__Request__. Leave the pictures out and quote every line from the start of the listing to the line with "import React from", inclusive.
▼
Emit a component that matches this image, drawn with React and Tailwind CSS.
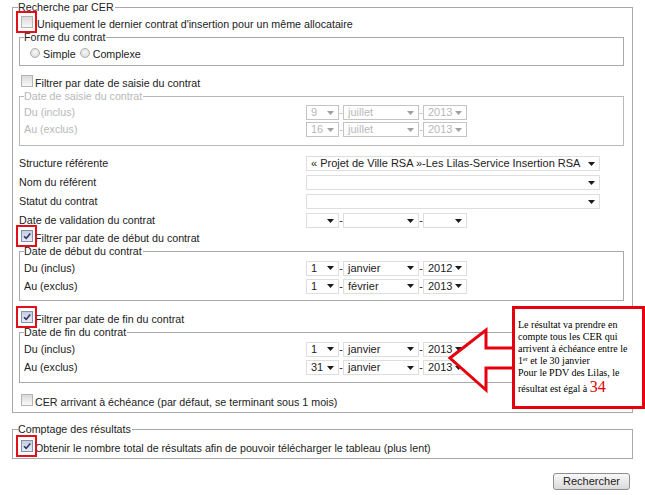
import React from "react";

const Tri = ({ disabled }) => (
  <svg width="7" height="4" viewBox="0 0 7 4" className="shrink-0">
    <polygon points="0,0 7,0 3.5,4" fill={disabled ? "#a0a0a0" : "#1a1a1a"} />
  </svg>
);

const Sel = ({ w, text = "", disabled }) => (
  <div
    className={`${w} h-[15px] flex items-center justify-between border bg-white pl-[4px] pr-[4px] text-[11px] ${
      disabled ? "border-[#c4c4c4] text-[#b8b8b8]" : "border-[#dedede] text-[#222]"
    }`}
  >
    <span className="whitespace-nowrap leading-[13px]">{text}</span>
    <Tri disabled={disabled} />
  </div>
);

const DateSel = ({ d = "", m = "", y = "", disabled }) => (
  <div className={`flex items-center ${disabled ? "text-[#b8b8b8]" : "text-[#222]"}`}>
    <Sel w="w-[33px]" text={d} disabled={disabled} />
    <span className="w-[4px] text-center leading-[13px]">-</span>
    <Sel w="w-[76px]" text={m} disabled={disabled} />
    <span className="w-[4px] text-center leading-[13px]">-</span>
    <Sel w="w-[44px]" text={y} disabled={disabled} />
  </div>
);

const CB = ({ checked, red }) => (
  <span className="relative inline-block w-[12px] h-[12px] shrink-0">
    <span
      className={`block w-full h-full border ${
        checked
          ? "border-[#8391ad] bg-[linear-gradient(#c4cde0,#e8ecf4)]"
          : "border-[#b4b4b4] bg-[linear-gradient(#dadada,#f8f8f8)]"
      }`}
    >
      {checked && (
        <svg width="10" height="10" viewBox="0 0 10 10" className="block">
          <path d="M2 5.2 L4.2 7.4 L8.2 2.4" fill="none" stroke="#2b3560" strokeWidth="1.6" />
        </svg>
      )}
    </span>
    {red && (
      <span className="absolute left-[-5px] top-[-5px] w-[21px] h-[22px] border-2 border-[#e3101a]" />
    )}
  </span>
);

const Radio = () => (
  <span className="inline-block w-[10px] h-[10px] rounded-full border border-[#acacac] bg-[radial-gradient(circle_at_50%_40%,#f8f8f8,#d4d4d4)] shrink-0" />
);

export default function App() {
  return (
    <div className="relative w-[645px] h-[495px] bg-white overflow-hidden font-['Liberation_Sans',Arial,sans-serif] text-[10.7px] text-[#222]">
      <fieldset className="ml-[12px] w-[621px] border border-[#a9a9a9] pl-[6px] pr-[8px] pb-[1px]">
        <legend className="-ml-[1px] pr-[1px] leading-[14px]">Recherche par CER</legend>

        <div className="mt-[2px] h-[16px] flex items-center">
          <span className="ml-[2px]"><CB red /></span>
          <span className="ml-[4px]">Uniquement le dernier contrat d'insertion pour un même allocataire</span>
        </div>

        <fieldset className="border border-[#a9a9a9] pl-[4px]">
          <legend className="leading-[10px] pr-[1px]">Forme du contrat</legend>
          <div className="mt-[2px] h-[21px] flex items-center">
            <span className="ml-[6px]"><Radio /></span>
            <span className="ml-[3px]">Simple</span>
            <span className="ml-[4px]"><Radio /></span>
            <span className="ml-[3px]">Complexe</span>
          </div>
        </fieldset>

        <div className="mt-[10px] h-[15px] flex items-center">
          <span className="ml-[2px]"><CB /></span>
          <span className="ml-[2px]">Filtrer par date de saisie du contrat</span>
        </div>

        <fieldset className="border border-[#b8b8b8] pl-[4px] pb-[7px] text-[#b8b8b8]">
          <legend className="leading-[10px] pr-[1px]">Date de saisie du contrat</legend>
          <div className="mt-[3px] h-[17px] flex items-center">
            <span className="w-[282px]">Du (inclus)</span>
            <DateSel d="9" m="juillet" y="2013" disabled />
          </div>
          <div className="h-[17px] flex items-center">
            <span className="w-[282px]">Au (exclus)</span>
            <DateSel d="16" m="juillet" y="2013" disabled />
          </div>
        </fieldset>

        <div className="mt-[8px] h-[19px] flex items-center">
          <span className="w-[287px]">Structure référente</span>
          <Sel w="w-[294px]" text="« Projet de Ville RSA »-Les Lilas-Service Insertion RSA" />
        </div>
        <div className="h-[19px] flex items-center">
          <span className="w-[287px]">Nom du référent</span>
          <Sel w="w-[294px]" />
        </div>
        <div className="h-[19px] flex items-center">
          <span className="w-[287px]">Statut du contrat</span>
          <Sel w="w-[294px]" />
        </div>
        <div className="h-[19px] flex items-center">
          <span className="w-[287px]">Date de validation du contrat</span>
          <DateSel />
        </div>

        <div className="mt-[1px] h-[15px] flex items-center">
          <span className="ml-[2px]"><CB checked red /></span>
          <span className="ml-[2px]">Filtrer par date de début du contrat</span>
        </div>

        <fieldset className="border border-[#a9a9a9] pl-[4px] pb-[5px]">
          <legend className="leading-[10px] pr-[1px]">Date de début du contrat</legend>
          <div className="mt-[3px] h-[18px] flex items-center">
            <span className="w-[282px]">Du (inclus)</span>
            <DateSel d="1" m="janvier" y="2012" />
          </div>
          <div className="h-[18px] flex items-center">
            <span className="w-[282px]">Au (exclus)</span>
            <DateSel d="1" m="février" y="2013" />
          </div>
        </fieldset>

        <div className="mt-[11px] h-[15px] flex items-center">
          <span className="ml-[2px]"><CB checked red /></span>
          <span className="ml-[2px]">Filtrer par date de fin du contrat</span>
        </div>

        <fieldset className="border border-[#a9a9a9] pl-[4px] pb-[5px]">
          <legend className="leading-[10px] pr-[1px]">Date de fin du contrat</legend>
          <div className="mt-[3px] h-[18px] flex items-center">
            <span className="w-[282px]">Du (inclus)</span>
            <DateSel d="1" m="janvier" y="2013" />
          </div>
          <div className="h-[19px] flex items-center">
            <span className="w-[282px]">Au (exclus)</span>
            <DateSel d="31" m="janvier" y="2013" />
          </div>
        </fieldset>

        <div className="mt-[11px] h-[17px] flex items-center">
          <span className="ml-[2px]"><CB /></span>
          <span className="ml-[2px]">CER arrivant à échéance (par défaut, se terminant sous 1 mois)</span>
        </div>
      </fieldset>

      <fieldset className="mt-[11px] ml-[12px] w-[621px] border border-[#a9a9a9] pl-[6px]">
        <legend className="-ml-[1px] pr-[1px] leading-[10px]">Comptage des résultats</legend>
        <div className="mt-[5px] h-[19px] flex items-center">
          <span className="ml-[2px]"><CB checked red /></span>
          <span className="ml-[2px]">Obtenir le nombre total de résultats afin de pouvoir télécharger le tableau (plus lent)</span>
        </div>
      </fieldset>

      <div className="mt-[14px] w-[630px] flex justify-end">
        <button className="w-[77px] h-[17px] border border-[#8e8e8e] rounded-[3px] bg-[linear-gradient(#f8f8f8,#dadada)] text-[11px] leading-[15px] text-[#222]">
          Rechercher
        </button>
      </div>

      <svg className="absolute left-[446px] top-[326px]" width="72" height="68" viewBox="0 0 72 68">
        <polygon
          points="4,32 40,4 40,22 70,22 70,42 40,42 40,64"
          fill="white"
          stroke="#e6000e"
          strokeWidth="3"
          strokeLinejoin="miter"
        />
      </svg>

      <div className="absolute left-[512px] top-[306px] w-[133px] h-[103px] border-[3px] border-[#e6000e] bg-white pl-[3px] pt-[10px] font-['Liberation_Serif',serif] text-[10px] leading-[12px] text-black whitespace-nowrap">
        <div>Le résultat va prendre en</div>
        <div>compte tous les CER qui</div>
        <div>arrivent à échéance entre le</div>
        <div>
          1<sup className="text-[6px]">er</sup> et le 30 janvier
        </div>
        <div>Pour le PDV des Lilas, le</div>
        <div className="leading-[16px]">
          résultat est égal à <span className="text-[16px] leading-[16px] text-[#e00000]">34</span>
        </div>
      </div>
    </div>
  );
}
▲
__Worked answer__.
Emit a component that matches this image, drawn with React and Tailwind CSS.
import React from "react";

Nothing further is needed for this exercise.